▶ WHAT TO DO
Render the material again word for word, skipping the pictures in it.

▶ SOURCE MATERIAL

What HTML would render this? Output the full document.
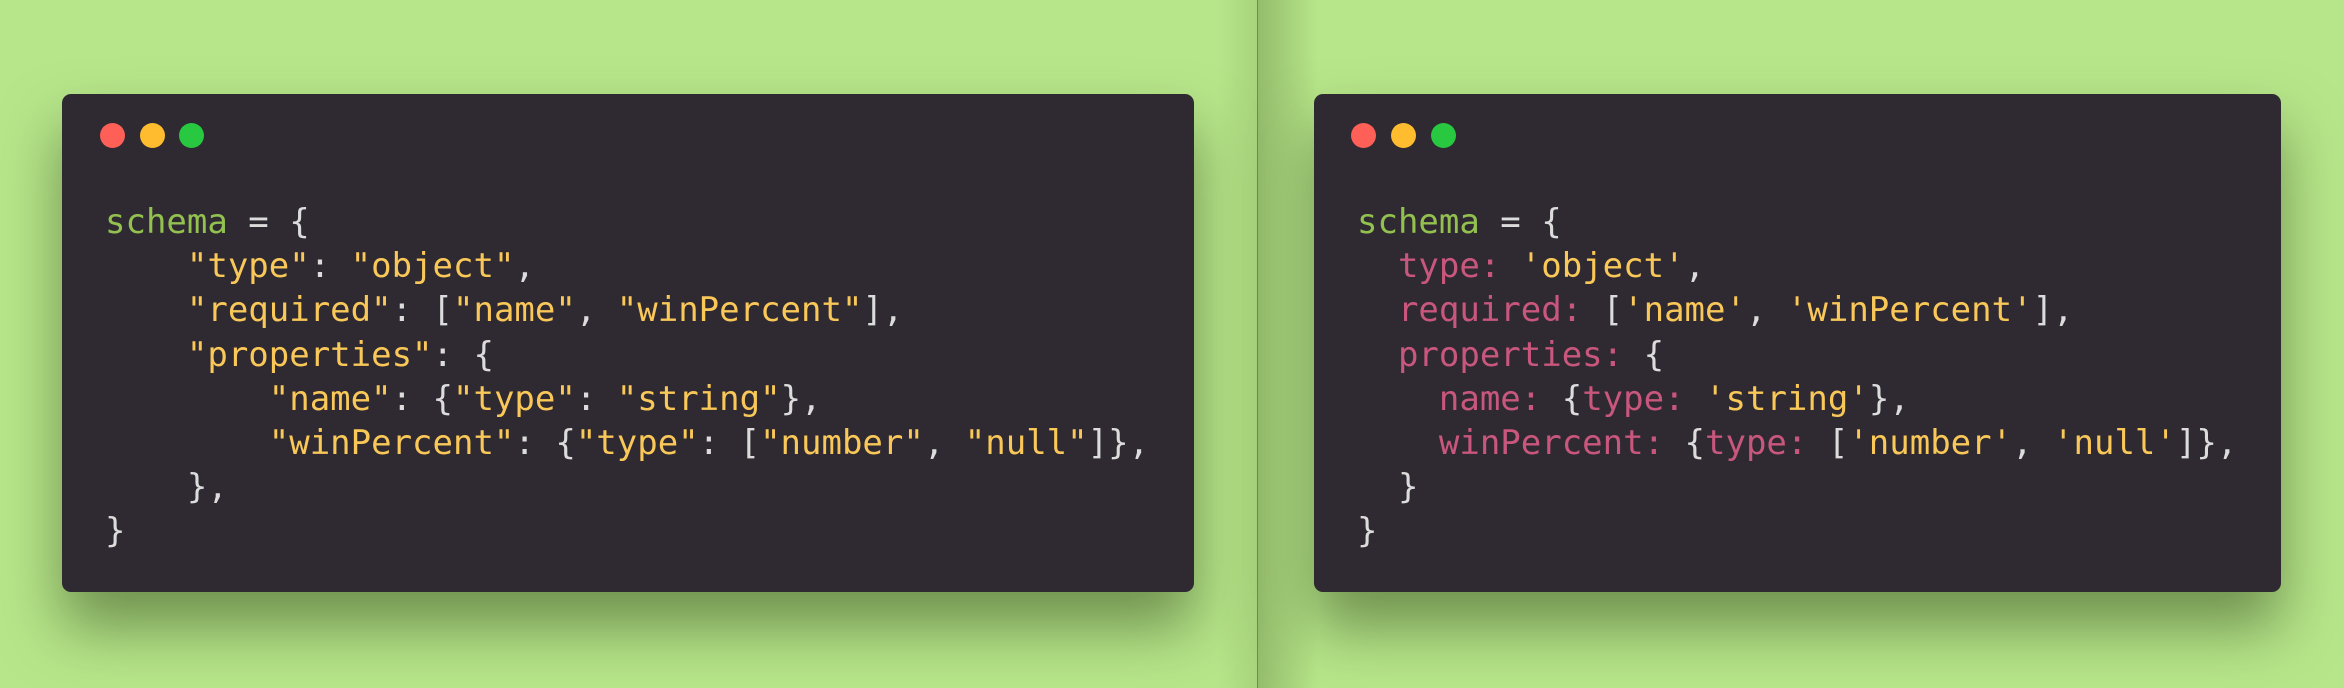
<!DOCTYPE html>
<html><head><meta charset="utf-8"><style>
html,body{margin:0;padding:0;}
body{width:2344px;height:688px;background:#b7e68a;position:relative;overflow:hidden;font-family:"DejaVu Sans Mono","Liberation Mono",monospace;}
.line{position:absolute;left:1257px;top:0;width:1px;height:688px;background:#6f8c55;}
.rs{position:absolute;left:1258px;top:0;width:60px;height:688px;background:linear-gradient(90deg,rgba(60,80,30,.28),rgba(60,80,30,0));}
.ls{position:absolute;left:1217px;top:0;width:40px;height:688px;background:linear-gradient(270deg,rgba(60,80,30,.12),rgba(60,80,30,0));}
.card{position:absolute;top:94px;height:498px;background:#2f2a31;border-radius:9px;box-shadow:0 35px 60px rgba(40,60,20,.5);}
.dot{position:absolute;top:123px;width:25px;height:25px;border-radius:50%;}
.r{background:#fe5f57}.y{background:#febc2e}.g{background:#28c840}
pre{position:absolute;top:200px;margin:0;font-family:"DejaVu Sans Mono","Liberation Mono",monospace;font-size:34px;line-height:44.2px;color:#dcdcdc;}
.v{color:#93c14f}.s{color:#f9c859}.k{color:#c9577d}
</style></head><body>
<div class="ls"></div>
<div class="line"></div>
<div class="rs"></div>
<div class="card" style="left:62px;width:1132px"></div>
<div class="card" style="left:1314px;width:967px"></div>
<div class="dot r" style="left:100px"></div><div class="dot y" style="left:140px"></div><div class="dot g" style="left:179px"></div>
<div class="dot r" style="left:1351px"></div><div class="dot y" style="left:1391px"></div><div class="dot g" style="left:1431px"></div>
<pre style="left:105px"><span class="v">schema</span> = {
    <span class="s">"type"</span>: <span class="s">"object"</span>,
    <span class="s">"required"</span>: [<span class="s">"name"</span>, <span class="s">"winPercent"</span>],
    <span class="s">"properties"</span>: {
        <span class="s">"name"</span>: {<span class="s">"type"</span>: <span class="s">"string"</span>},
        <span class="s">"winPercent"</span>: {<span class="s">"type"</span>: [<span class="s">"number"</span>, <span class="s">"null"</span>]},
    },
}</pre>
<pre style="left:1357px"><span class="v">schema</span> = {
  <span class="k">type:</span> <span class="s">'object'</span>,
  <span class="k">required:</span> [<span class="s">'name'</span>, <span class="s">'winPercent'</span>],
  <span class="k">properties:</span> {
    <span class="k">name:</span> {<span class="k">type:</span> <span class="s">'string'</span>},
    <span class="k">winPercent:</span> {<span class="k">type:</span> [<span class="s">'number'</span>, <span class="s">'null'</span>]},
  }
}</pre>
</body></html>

▶ EXERCISE ANSWER
What HTML would render this? Output the full document.
<!DOCTYPE html>
<html><head><meta charset="utf-8"><style>
html,body{margin:0;padding:0;}
body{width:2344px;height:688px;background:#b7e68a;position:relative;overflow:hidden;font-family:"DejaVu Sans Mono","Liberation Mono",monospace;}
.line{position:absolute;left:1257px;top:0;width:1px;height:688px;background:#6f8c55;}
.rs{position:absolute;left:1258px;top:0;width:60px;height:688px;background:linear-gradient(90deg,rgba(60,80,30,.28),rgba(60,80,30,0));}
.ls{position:absolute;left:1217px;top:0;width:40px;height:688px;background:linear-gradient(270deg,rgba(60,80,30,.12),rgba(60,80,30,0));}
.card{position:absolute;top:94px;height:498px;background:#2f2a31;border-radius:9px;box-shadow:0 35px 60px rgba(40,60,20,.5);}
.dot{position:absolute;top:123px;width:25px;height:25px;border-radius:50%;}
.r{background:#fe5f57}.y{background:#febc2e}.g{background:#28c840}
pre{position:absolute;top:200px;margin:0;font-family:"DejaVu Sans Mono","Liberation Mono",monospace;font-size:34px;line-height:44.2px;color:#dcdcdc;}
.v{color:#93c14f}.s{color:#f9c859}.k{color:#c9577d}
</style></head><body>
<div class="ls"></div>
<div class="line"></div>
<div class="rs"></div>
<div class="card" style="left:62px;width:1132px"></div>
<div class="card" style="left:1314px;width:967px"></div>
<div class="dot r" style="left:100px"></div><div class="dot y" style="left:140px"></div><div class="dot g" style="left:179px"></div>
<div class="dot r" style="left:1351px"></div><div class="dot y" style="left:1391px"></div><div class="dot g" style="left:1431px"></div>
<pre style="left:105px"><span class="v">schema</span> = {
    <span class="s">"type"</span>: <span class="s">"object"</span>,
    <span class="s">"required"</span>: [<span class="s">"name"</span>, <span class="s">"winPercent"</span>],
    <span class="s">"properties"</span>: {
        <span class="s">"name"</span>: {<span class="s">"type"</span>: <span class="s">"string"</span>},
        <span class="s">"winPercent"</span>: {<span class="s">"type"</span>: [<span class="s">"number"</span>, <span class="s">"null"</span>]},
    },
}</pre>
<pre style="left:1357px"><span class="v">schema</span> = {
  <span class="k">type:</span> <span class="s">'object'</span>,
  <span class="k">required:</span> [<span class="s">'name'</span>, <span class="s">'winPercent'</span>],
  <span class="k">properties:</span> {
    <span class="k">name:</span> {<span class="k">type:</span> <span class="s">'string'</span>},
    <span class="k">winPercent:</span> {<span class="k">type:</span> [<span class="s">'number'</span>, <span class="s">'null'</span>]},
  }
}</pre>
</body></html>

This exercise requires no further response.